* What you have to do *
Search the material for the word "Tailwind" and copy each line that holds it.

Front-end source files:

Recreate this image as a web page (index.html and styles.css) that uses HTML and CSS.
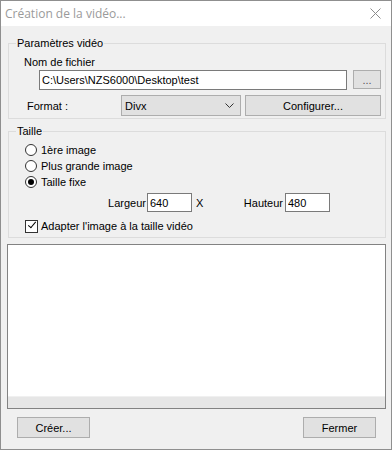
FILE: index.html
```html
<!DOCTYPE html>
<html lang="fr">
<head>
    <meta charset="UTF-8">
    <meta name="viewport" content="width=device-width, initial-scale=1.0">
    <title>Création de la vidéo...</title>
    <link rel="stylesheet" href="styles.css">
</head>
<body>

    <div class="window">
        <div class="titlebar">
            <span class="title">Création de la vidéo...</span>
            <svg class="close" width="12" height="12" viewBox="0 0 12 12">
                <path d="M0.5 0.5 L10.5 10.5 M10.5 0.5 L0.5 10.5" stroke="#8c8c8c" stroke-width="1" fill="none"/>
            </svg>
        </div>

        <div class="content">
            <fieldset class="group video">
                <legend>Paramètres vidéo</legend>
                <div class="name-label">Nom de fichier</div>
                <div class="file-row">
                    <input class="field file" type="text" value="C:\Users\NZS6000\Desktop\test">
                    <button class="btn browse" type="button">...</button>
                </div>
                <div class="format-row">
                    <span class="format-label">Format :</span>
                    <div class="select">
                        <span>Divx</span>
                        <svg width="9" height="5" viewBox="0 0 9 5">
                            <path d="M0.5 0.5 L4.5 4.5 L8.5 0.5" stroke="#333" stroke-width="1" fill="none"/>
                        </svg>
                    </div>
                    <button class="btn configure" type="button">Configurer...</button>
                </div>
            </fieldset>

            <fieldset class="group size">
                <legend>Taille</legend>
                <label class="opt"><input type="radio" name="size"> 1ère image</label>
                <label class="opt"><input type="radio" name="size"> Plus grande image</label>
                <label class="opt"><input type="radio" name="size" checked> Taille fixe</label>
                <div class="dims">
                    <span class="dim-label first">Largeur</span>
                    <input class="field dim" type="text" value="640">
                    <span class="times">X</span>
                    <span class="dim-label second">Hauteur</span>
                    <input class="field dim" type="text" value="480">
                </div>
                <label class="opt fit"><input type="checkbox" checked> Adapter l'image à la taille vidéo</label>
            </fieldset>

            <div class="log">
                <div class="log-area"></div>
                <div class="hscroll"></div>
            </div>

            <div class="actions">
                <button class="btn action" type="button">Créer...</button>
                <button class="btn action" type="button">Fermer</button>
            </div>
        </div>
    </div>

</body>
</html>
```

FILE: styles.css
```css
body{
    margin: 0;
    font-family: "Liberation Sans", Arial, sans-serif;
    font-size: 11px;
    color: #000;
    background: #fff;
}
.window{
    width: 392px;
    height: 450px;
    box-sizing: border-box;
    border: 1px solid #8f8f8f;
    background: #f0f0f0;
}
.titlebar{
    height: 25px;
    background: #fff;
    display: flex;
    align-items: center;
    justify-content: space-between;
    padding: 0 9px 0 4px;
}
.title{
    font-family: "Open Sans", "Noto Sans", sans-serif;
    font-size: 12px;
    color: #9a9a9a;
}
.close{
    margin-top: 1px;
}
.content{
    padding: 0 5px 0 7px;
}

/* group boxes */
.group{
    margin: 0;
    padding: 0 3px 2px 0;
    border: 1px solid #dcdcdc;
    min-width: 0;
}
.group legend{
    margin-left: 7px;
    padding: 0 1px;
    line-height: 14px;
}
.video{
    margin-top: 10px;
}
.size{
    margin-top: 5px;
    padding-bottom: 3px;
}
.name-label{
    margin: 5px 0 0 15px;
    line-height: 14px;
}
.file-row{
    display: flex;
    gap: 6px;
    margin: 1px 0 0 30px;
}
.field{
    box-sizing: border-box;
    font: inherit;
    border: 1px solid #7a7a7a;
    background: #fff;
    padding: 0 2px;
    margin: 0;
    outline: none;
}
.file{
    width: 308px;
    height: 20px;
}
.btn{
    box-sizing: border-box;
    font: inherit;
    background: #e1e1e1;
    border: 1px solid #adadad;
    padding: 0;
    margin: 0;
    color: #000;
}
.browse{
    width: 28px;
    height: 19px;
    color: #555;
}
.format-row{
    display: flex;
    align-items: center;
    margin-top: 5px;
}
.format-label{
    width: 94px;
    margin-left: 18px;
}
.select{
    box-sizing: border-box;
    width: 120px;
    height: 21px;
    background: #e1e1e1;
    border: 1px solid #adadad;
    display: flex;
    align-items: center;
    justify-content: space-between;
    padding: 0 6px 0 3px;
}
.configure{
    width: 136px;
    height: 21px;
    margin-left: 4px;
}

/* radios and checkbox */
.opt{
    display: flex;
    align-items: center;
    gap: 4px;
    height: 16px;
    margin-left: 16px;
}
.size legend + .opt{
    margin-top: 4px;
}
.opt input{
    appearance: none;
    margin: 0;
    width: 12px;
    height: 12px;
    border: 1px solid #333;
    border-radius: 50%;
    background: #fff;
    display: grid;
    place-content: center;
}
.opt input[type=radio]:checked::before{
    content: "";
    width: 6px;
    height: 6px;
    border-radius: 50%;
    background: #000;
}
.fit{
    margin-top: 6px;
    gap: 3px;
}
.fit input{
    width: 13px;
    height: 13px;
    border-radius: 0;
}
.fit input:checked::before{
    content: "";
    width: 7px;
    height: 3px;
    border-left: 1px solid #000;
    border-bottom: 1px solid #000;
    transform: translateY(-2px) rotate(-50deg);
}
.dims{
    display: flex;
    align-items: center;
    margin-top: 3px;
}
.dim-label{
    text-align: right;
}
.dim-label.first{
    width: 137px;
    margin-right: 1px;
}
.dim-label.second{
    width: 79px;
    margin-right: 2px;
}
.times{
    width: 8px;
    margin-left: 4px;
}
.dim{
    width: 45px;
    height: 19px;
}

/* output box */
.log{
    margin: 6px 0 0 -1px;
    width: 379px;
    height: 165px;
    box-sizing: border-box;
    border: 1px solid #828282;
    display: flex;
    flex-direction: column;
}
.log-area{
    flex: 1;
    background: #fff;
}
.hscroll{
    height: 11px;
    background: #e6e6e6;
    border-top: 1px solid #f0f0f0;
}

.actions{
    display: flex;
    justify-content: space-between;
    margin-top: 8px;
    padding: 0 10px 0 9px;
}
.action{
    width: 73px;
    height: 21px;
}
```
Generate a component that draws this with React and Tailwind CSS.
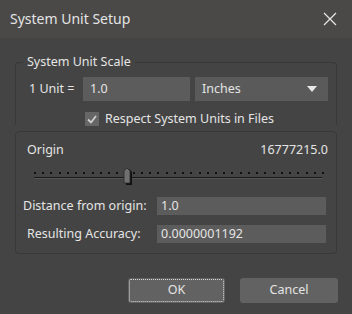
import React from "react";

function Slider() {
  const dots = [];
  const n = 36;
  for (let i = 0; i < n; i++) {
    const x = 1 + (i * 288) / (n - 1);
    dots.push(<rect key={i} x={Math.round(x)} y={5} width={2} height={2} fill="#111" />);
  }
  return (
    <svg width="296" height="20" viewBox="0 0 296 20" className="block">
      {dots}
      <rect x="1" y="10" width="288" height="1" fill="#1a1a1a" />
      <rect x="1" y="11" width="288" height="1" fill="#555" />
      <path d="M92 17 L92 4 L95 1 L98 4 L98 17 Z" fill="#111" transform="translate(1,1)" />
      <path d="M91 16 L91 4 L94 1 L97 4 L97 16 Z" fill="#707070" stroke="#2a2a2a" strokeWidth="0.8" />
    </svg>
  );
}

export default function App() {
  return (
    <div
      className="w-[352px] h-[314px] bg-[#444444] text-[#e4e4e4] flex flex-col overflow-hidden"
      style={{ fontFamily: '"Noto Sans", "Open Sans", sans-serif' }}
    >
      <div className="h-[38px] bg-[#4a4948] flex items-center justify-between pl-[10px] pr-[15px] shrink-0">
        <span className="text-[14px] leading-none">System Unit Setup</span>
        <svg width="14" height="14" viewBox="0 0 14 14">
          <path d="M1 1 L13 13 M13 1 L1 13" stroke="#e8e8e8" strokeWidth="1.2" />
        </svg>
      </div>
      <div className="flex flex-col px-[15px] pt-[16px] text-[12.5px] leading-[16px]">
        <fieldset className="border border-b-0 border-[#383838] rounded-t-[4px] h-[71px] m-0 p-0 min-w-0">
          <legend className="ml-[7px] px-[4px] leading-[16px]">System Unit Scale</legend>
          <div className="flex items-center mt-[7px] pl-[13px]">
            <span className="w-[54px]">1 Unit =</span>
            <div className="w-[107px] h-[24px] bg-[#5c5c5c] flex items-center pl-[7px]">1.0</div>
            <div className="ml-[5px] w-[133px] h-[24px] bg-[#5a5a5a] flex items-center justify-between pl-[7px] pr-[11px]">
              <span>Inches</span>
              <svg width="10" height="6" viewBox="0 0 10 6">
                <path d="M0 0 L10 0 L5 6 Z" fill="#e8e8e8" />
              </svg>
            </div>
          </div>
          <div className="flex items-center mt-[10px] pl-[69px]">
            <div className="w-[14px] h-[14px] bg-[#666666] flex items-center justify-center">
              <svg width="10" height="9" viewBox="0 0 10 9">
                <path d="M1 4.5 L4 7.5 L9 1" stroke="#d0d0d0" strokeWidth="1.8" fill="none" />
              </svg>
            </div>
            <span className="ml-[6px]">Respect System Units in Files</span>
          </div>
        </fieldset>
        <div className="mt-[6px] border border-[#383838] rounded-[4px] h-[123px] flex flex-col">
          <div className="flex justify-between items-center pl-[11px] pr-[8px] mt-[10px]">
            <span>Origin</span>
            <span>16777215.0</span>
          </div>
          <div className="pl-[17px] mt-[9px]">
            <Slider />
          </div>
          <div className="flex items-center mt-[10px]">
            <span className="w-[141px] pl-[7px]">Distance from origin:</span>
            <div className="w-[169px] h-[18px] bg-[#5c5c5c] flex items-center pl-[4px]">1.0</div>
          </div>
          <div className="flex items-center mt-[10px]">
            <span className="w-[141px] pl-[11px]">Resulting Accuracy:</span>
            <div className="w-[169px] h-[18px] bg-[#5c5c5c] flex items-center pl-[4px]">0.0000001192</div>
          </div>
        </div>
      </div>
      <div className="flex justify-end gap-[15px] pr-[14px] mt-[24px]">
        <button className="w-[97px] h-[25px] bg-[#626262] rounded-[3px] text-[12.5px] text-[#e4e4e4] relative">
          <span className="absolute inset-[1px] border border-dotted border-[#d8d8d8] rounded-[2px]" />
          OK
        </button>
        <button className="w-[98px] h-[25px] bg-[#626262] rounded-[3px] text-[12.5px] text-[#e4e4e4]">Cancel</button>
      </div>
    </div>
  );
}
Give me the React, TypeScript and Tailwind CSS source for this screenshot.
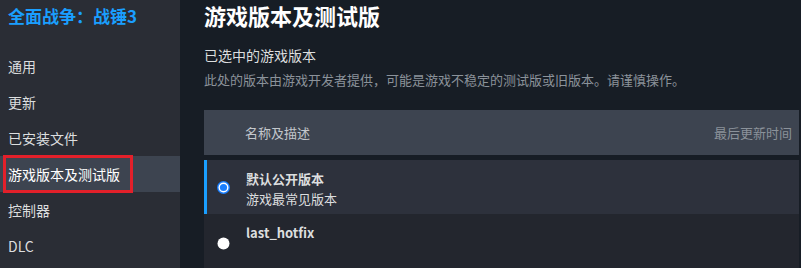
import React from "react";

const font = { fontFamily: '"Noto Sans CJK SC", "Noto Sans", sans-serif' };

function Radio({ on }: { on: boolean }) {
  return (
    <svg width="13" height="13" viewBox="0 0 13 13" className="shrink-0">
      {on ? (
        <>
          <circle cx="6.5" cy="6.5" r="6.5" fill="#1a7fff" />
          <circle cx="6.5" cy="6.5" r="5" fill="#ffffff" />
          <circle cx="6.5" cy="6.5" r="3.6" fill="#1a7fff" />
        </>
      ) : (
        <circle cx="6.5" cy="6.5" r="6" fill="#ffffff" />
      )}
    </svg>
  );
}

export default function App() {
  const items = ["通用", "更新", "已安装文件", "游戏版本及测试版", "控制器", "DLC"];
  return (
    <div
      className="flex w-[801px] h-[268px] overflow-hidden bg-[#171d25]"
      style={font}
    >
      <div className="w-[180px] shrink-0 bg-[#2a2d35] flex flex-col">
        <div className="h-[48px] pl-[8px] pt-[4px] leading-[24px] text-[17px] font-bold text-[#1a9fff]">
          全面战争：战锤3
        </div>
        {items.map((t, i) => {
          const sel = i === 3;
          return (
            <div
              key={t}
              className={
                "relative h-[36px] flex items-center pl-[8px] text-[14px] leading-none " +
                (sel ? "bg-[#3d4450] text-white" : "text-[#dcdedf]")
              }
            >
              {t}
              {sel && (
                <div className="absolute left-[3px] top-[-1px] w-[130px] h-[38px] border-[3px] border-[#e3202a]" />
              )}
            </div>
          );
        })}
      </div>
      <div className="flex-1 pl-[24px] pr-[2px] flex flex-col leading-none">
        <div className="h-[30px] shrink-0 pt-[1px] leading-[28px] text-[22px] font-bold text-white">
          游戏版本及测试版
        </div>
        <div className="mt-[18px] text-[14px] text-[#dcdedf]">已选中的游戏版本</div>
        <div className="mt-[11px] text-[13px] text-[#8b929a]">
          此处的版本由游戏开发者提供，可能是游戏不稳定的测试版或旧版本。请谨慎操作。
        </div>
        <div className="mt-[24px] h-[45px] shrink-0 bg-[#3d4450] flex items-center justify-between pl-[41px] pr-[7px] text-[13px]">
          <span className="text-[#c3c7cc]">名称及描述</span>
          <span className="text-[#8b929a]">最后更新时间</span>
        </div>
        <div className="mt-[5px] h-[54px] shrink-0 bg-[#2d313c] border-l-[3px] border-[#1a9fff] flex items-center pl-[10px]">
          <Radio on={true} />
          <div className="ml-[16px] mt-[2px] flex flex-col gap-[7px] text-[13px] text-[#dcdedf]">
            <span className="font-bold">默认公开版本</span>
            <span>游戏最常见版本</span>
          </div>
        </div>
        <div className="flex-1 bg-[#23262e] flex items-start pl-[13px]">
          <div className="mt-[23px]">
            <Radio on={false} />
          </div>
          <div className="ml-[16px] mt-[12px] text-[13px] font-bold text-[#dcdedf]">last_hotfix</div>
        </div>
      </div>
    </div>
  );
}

* Answer *
Generate a component that draws this with React and Tailwind CSS.
Give me the React, TypeScript and Tailwind CSS source for this screenshot.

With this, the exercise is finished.